Although companies must make an initial upfront investment to install methane capture
or reduction technologies, the return on investment in many cases is quite short—
sometimes months—and almost always within a single year. Some of the most cost-
effective technologies and practices for reducing methane emissions are:

      Replacement of high-bleed pneumatics with low- or no-bleed ones;
       ―Green‖ well completions (or reduced emissions completions);
      Optimization of glycol circulation rates;
      Well automation, including plunger lifts to reduce well unloading methane
      emissions;
      Use of vapor recovery units on condensate and crude oil storage tanks.
      Directed inspection and maintenance programs at compressor stations;
      Replacement of compressor rod packing on reciprocating compressors or wet
      seals on centrifugal compressors; and
      Installation of BASO valves on heater treaters, dehydrator reboilers and process
      heaters at exploration and production sites.

Even though one would expect the benefit of increased profits from additional gas
savings to result in widespread implementation of all available cost-effective mitigation
technologies and practices, market failures have historically prevented such a rational
outcome.
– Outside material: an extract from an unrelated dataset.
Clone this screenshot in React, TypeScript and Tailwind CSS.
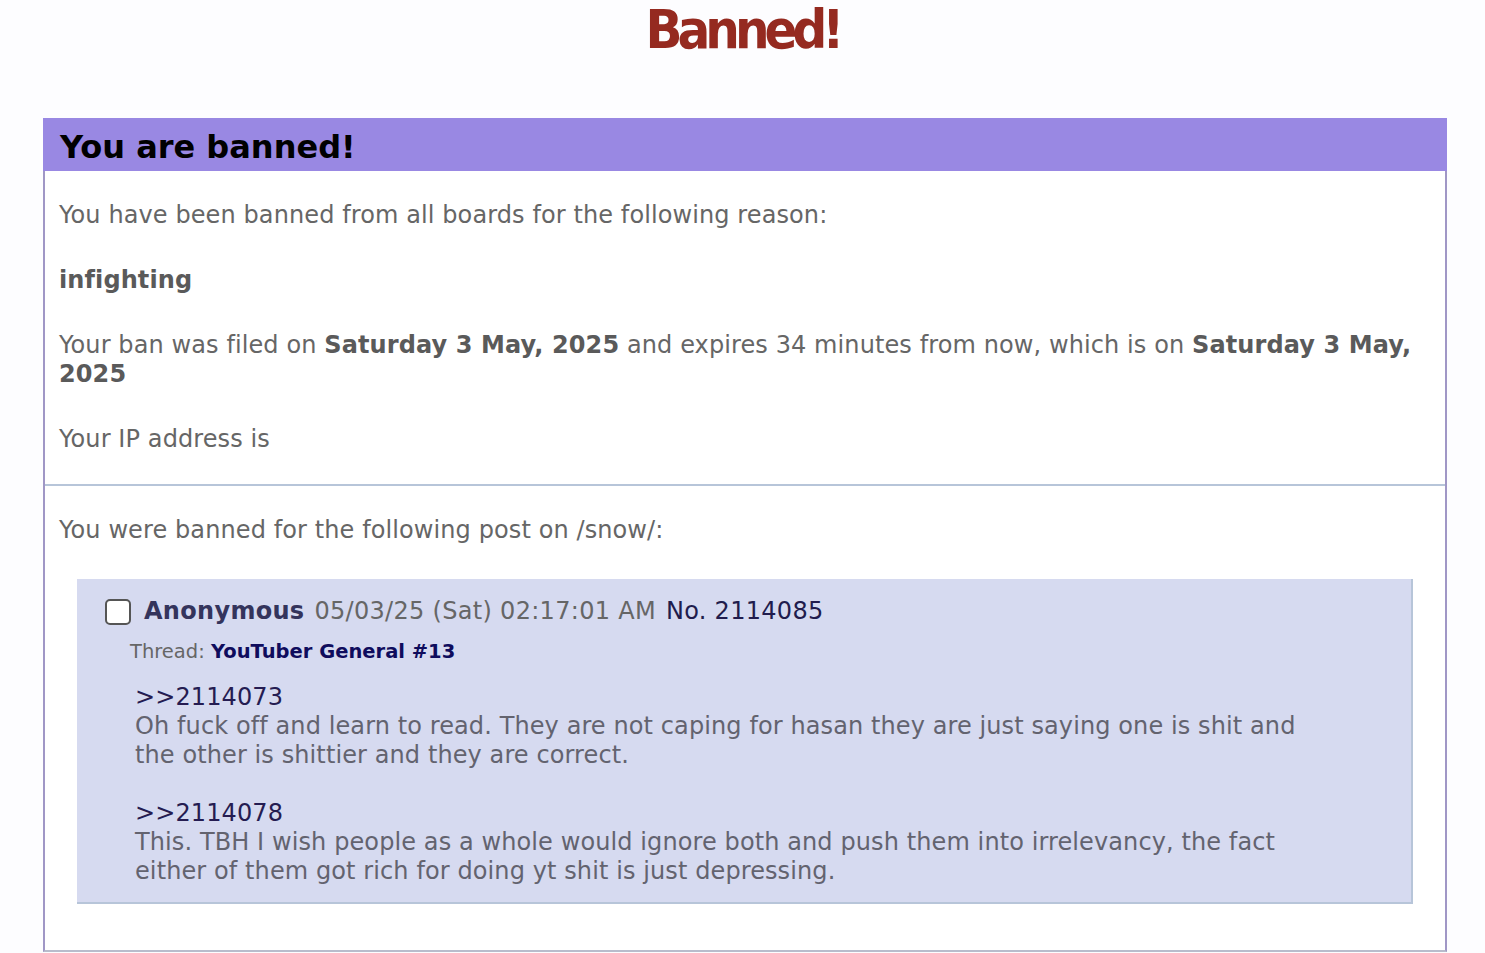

The oil and gas industry includes many small and independent operators who
are traditionally wary of participation in government programs, even voluntary ones,
and lack access to capital.9 Internal company policies and profit measurements often
operate to reward immediate profit maximization over investment aimed at longer-term
returns. These market failures, in light of the economic, energy, environmental and
public health benefits realizable from the implementation of methane emissions
controls, underscore the need for state, regional and federal policies aimed at reducing
methane emissions from the oil and gas industry. The evaluation – and eventual
implementation – of no-regrets measures in Texas represents an innovative approach to
achieving this policy shift.

There are also important policy grounds for this proposed measure in addition to the
―no-regrets‖ arguments presented herein. Preventing low pressure leaks is not a
difficult task. Not only are off-the-shelf technologies available today, there exists an
opportunity to improve current technologies. Gas plants and large production facilities
have a low pressure vent header (piping) that captures all venting sources into one
manifold. This piping is then vented or flared in a safe manner (to minimize local
venting on property). A similar approach should be used for oil and gas exploration and
production. By designing facilities to have such piping, it is straightforward to monitor,
quantify, and control the amount of gas vented.

9
    Small and midsize independent operators produce more than two-thirds of the natural gas in the lower 48
    states. Roger Fernandez, Robin Petrusak, et al, “Cost-effective Methane Emissions Reductions for Small and
    Midsize Natural Gas Producers,” June 2005.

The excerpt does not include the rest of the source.